## Task details
Tell how many lines in these records contain the string "page", with only the number as the reply.

## Material provided
>> START

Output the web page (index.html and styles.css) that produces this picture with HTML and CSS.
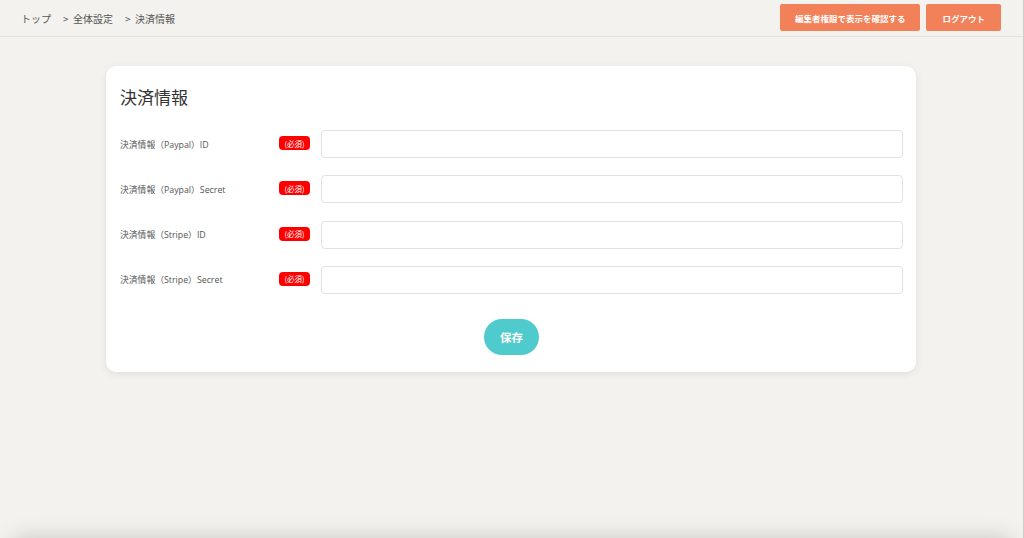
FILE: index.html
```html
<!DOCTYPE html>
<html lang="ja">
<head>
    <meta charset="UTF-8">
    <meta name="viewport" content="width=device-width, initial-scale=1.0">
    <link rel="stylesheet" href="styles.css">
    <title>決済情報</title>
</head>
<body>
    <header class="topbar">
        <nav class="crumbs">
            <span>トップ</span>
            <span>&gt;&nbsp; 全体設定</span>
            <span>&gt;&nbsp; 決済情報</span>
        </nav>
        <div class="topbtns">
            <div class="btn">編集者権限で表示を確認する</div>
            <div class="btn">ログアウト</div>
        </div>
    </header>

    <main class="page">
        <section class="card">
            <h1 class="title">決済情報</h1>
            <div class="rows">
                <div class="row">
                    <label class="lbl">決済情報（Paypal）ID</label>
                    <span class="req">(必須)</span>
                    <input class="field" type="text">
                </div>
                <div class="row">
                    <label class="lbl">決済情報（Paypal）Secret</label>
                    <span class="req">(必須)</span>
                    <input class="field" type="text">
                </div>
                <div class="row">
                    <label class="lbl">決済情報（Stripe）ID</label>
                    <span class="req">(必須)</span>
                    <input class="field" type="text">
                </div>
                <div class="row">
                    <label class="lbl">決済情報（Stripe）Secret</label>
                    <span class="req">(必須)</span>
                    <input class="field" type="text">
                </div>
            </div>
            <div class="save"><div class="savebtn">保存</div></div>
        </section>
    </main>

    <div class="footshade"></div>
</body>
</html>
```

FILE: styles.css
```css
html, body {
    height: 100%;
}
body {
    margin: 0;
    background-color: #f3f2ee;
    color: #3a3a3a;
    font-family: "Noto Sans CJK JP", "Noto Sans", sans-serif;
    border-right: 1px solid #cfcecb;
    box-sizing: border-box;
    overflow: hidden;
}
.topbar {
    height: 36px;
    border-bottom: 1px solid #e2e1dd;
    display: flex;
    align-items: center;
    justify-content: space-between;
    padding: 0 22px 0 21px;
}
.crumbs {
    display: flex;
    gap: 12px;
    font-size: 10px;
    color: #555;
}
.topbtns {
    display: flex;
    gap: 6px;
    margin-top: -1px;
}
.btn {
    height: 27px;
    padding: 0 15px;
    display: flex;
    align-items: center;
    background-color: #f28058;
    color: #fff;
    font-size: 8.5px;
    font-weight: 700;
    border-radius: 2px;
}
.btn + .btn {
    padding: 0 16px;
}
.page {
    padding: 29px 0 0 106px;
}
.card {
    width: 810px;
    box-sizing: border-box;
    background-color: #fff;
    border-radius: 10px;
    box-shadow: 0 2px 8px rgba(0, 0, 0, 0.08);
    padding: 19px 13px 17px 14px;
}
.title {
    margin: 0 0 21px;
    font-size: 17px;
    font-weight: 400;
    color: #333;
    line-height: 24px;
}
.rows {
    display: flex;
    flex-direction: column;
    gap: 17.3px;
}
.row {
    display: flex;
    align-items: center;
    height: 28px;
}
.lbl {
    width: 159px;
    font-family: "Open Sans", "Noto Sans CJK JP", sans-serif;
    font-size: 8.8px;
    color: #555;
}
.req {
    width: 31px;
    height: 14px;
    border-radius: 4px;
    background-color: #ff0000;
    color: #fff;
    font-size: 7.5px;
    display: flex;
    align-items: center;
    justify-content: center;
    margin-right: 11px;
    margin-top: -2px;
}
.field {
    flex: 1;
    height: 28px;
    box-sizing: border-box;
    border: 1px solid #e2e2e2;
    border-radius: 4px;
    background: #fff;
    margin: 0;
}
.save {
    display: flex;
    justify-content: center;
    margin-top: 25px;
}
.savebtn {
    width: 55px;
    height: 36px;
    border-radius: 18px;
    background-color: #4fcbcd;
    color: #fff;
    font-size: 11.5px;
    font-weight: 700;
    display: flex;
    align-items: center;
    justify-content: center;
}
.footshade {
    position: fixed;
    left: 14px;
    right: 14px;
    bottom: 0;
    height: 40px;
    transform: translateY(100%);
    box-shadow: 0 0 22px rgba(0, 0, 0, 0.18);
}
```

>> END
>> START

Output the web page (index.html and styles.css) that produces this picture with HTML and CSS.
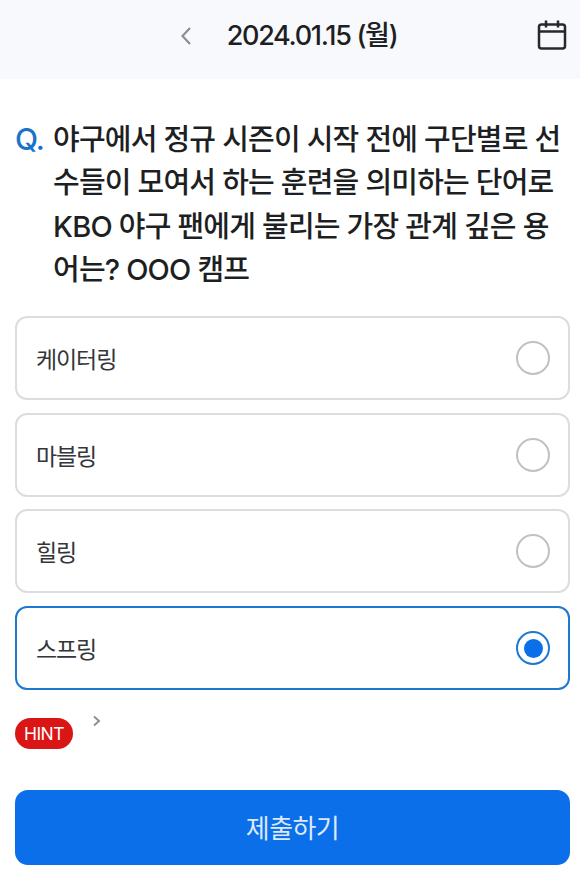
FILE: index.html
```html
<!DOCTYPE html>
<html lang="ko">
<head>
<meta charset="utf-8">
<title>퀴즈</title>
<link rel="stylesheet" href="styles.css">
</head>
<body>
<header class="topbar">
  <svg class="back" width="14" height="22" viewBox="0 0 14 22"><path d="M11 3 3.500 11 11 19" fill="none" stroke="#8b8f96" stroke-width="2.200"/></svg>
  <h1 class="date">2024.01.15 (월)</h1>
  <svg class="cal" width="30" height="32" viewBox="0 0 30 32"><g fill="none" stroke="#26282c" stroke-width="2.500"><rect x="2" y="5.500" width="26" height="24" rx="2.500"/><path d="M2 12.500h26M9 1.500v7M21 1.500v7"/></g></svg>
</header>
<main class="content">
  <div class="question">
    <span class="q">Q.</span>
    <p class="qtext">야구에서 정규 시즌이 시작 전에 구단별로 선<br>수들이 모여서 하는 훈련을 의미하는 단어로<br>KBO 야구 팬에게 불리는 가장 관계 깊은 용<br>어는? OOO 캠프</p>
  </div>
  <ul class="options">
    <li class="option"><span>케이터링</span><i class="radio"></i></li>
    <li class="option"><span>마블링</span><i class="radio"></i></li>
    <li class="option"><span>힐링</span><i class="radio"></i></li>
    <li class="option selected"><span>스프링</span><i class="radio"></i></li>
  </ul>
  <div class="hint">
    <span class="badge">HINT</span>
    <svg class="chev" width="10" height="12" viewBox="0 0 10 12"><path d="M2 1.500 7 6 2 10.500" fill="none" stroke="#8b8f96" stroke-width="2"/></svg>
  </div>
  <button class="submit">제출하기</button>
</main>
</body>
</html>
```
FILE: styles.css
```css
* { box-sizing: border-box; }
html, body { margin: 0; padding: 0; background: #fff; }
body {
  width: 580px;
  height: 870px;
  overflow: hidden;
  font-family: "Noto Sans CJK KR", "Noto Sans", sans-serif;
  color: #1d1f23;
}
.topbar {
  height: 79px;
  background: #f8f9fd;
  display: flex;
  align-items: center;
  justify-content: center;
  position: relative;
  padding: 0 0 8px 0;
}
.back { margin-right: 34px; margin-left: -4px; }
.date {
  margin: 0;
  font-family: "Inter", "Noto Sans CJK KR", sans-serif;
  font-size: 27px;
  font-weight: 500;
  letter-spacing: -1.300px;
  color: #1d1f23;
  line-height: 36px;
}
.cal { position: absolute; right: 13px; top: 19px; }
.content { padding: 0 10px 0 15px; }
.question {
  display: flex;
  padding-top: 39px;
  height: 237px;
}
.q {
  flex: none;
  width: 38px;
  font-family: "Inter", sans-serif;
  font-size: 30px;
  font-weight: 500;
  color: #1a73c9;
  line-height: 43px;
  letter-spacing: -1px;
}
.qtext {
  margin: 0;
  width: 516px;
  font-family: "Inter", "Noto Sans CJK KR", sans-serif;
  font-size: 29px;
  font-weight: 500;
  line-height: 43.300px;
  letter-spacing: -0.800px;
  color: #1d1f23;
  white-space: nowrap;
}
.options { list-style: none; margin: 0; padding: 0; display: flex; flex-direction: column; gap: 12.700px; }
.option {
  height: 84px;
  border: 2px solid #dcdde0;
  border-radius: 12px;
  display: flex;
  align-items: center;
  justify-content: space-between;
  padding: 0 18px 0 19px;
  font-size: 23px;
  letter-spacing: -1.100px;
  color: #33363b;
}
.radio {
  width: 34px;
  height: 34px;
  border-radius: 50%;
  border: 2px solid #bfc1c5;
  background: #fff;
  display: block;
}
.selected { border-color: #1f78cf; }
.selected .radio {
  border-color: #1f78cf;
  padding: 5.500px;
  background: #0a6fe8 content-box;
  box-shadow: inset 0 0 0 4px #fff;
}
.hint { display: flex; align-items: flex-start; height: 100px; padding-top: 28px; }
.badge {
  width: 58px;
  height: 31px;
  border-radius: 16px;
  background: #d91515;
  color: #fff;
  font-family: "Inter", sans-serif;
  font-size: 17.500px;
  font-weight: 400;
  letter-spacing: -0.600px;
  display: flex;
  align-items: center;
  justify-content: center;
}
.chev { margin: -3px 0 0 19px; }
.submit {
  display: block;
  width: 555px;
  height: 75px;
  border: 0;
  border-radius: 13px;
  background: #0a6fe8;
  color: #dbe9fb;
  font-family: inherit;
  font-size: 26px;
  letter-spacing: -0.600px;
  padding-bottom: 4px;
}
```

>> END
>> START

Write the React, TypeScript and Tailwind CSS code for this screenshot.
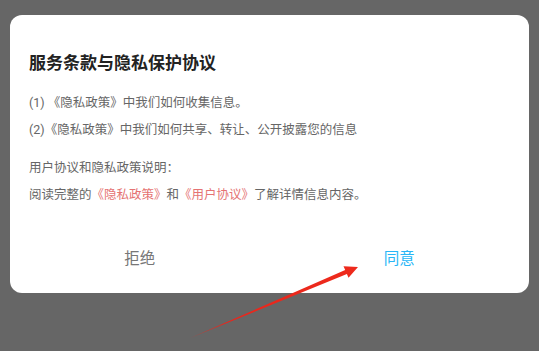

>> END

## Full output
4